**WHAT YOU SHOULD DO:**
Below are some records. Retype exactly the lines from the one containing "TypeScript and styled-components." through the one containing "border-bottom: 1px solid #545454;", both included, skipping every picture.

**INFORMATION SUPPLIED:**
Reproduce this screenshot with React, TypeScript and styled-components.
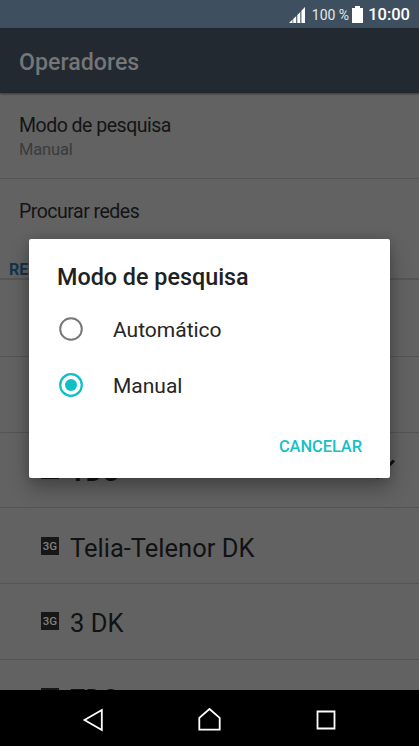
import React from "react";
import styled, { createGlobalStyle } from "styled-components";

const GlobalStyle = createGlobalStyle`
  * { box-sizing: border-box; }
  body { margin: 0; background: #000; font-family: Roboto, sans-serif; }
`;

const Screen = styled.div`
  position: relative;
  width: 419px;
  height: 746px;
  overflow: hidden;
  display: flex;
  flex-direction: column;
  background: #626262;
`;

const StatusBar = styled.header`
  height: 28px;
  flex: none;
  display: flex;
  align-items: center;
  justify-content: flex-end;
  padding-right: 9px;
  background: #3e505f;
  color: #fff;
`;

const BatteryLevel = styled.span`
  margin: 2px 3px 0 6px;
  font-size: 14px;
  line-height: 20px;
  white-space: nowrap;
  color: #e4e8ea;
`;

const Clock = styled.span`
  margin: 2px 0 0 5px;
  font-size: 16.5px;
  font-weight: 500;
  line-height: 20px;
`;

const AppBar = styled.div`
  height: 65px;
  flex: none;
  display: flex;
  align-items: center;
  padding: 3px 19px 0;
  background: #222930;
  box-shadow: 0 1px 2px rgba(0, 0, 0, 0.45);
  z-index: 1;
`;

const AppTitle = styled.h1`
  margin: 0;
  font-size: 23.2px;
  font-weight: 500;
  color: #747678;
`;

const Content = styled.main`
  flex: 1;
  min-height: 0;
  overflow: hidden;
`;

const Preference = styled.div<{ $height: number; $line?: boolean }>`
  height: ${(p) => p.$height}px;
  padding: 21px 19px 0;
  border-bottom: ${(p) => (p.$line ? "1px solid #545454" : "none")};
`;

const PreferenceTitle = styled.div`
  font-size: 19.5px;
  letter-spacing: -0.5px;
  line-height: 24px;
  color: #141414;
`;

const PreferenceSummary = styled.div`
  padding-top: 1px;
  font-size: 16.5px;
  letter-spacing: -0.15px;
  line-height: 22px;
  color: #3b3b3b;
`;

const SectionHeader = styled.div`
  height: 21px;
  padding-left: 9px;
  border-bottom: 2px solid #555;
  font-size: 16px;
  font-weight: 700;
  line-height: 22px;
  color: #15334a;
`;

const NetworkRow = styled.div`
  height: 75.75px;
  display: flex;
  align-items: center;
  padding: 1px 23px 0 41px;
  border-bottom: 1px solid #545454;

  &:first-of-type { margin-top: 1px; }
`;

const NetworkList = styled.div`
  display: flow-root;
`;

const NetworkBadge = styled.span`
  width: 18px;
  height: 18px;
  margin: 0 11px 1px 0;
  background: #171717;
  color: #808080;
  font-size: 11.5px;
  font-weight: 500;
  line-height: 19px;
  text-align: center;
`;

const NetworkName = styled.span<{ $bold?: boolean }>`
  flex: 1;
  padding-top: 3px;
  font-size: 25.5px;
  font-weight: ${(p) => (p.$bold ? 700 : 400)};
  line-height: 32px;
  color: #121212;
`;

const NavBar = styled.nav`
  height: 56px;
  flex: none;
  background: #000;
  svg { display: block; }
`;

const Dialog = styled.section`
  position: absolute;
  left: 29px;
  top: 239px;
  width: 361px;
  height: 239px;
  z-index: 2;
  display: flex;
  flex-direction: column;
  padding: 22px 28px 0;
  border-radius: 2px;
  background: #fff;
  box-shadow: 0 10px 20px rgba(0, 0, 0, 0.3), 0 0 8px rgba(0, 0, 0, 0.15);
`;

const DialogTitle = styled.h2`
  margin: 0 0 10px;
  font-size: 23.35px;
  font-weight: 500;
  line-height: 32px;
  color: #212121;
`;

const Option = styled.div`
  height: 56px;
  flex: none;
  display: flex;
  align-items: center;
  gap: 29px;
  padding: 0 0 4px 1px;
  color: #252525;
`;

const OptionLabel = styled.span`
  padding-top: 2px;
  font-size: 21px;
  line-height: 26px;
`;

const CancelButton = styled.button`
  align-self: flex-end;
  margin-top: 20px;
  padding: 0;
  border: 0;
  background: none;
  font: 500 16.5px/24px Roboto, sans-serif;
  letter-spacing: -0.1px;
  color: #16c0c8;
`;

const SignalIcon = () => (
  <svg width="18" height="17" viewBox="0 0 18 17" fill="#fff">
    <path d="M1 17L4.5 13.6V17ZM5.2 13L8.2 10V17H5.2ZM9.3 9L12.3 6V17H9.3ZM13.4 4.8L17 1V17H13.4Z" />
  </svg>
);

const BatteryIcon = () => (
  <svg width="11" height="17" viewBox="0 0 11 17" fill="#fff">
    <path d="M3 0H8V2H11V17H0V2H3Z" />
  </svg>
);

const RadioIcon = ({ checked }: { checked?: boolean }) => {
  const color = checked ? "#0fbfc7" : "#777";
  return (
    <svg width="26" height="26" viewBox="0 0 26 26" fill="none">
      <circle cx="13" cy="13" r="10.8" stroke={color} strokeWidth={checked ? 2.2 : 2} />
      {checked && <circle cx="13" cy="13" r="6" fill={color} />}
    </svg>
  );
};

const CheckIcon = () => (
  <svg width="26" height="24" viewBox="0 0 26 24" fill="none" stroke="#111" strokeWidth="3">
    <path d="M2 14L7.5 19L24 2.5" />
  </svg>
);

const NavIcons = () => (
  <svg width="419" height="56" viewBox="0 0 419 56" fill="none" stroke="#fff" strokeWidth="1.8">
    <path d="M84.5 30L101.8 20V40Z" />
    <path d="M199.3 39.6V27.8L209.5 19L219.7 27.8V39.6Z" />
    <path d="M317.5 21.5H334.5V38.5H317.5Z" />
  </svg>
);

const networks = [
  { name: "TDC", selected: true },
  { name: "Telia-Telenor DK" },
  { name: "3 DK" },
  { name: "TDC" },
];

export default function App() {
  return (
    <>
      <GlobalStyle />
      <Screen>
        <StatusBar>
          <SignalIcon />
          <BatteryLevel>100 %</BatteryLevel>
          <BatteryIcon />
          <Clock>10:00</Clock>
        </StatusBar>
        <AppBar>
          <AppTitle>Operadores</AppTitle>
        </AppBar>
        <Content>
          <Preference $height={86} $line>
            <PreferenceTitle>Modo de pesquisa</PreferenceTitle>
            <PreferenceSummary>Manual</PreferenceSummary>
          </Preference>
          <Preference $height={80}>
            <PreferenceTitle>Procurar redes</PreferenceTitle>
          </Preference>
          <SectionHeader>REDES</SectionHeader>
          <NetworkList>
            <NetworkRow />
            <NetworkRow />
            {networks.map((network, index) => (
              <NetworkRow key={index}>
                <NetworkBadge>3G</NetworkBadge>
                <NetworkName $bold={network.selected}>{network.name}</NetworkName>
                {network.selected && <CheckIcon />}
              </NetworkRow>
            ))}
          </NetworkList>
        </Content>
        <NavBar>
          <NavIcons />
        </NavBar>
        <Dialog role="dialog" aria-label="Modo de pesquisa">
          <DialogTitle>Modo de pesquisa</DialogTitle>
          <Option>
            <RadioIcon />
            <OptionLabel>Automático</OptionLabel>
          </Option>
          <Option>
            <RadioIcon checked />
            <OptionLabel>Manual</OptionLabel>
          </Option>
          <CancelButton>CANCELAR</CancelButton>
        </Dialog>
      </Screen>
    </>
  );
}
...
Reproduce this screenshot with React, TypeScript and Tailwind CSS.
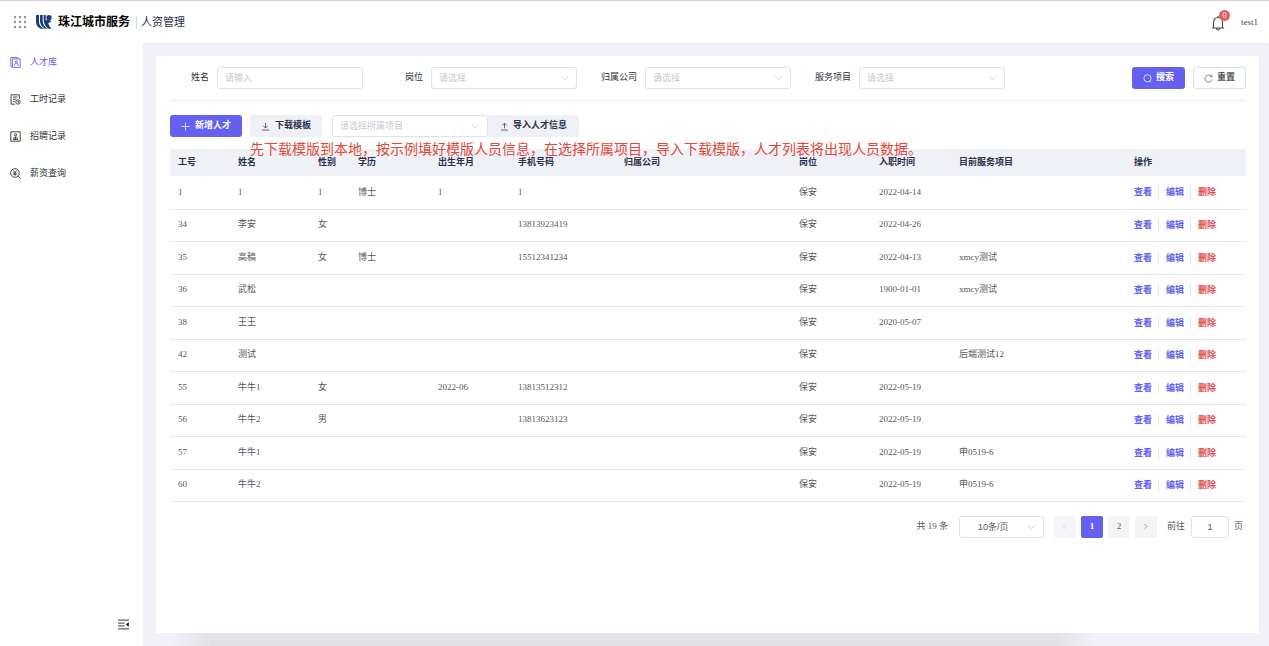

**TASK ANSWER:**
Reproduce this screenshot with React, TypeScript and styled-components.
import React from "react";
import styled, { createGlobalStyle } from "styled-components";

const GlobalStyle = createGlobalStyle`
  * { box-sizing: border-box; }
  body { margin: 0; background: #000; font-family: Roboto, sans-serif; }
`;

const Screen = styled.div`
  position: relative;
  width: 419px;
  height: 746px;
  overflow: hidden;
  display: flex;
  flex-direction: column;
  background: #626262;
`;

const StatusBar = styled.header`
  height: 28px;
  flex: none;
  display: flex;
  align-items: center;
  justify-content: flex-end;
  padding-right: 9px;
  background: #3e505f;
  color: #fff;
`;

const BatteryLevel = styled.span`
  margin: 2px 3px 0 6px;
  font-size: 14px;
  line-height: 20px;
  white-space: nowrap;
  color: #e4e8ea;
`;

const Clock = styled.span`
  margin: 2px 0 0 5px;
  font-size: 16.5px;
  font-weight: 500;
  line-height: 20px;
`;

const AppBar = styled.div`
  height: 65px;
  flex: none;
  display: flex;
  align-items: center;
  padding: 3px 19px 0;
  background: #222930;
  box-shadow: 0 1px 2px rgba(0, 0, 0, 0.45);
  z-index: 1;
`;

const AppTitle = styled.h1`
  margin: 0;
  font-size: 23.2px;
  font-weight: 500;
  color: #747678;
`;

const Content = styled.main`
  flex: 1;
  min-height: 0;
  overflow: hidden;
`;

const Preference = styled.div<{ $height: number; $line?: boolean }>`
  height: ${(p) => p.$height}px;
  padding: 21px 19px 0;
  border-bottom: ${(p) => (p.$line ? "1px solid #545454" : "none")};
`;

const PreferenceTitle = styled.div`
  font-size: 19.5px;
  letter-spacing: -0.5px;
  line-height: 24px;
  color: #141414;
`;

const PreferenceSummary = styled.div`
  padding-top: 1px;
  font-size: 16.5px;
  letter-spacing: -0.15px;
  line-height: 22px;
  color: #3b3b3b;
`;

const SectionHeader = styled.div`
  height: 21px;
  padding-left: 9px;
  border-bottom: 2px solid #555;
  font-size: 16px;
  font-weight: 700;
  line-height: 22px;
  color: #15334a;
`;

const NetworkRow = styled.div`
  height: 75.75px;
  display: flex;
  align-items: center;
  padding: 1px 23px 0 41px;
  border-bottom: 1px solid #545454;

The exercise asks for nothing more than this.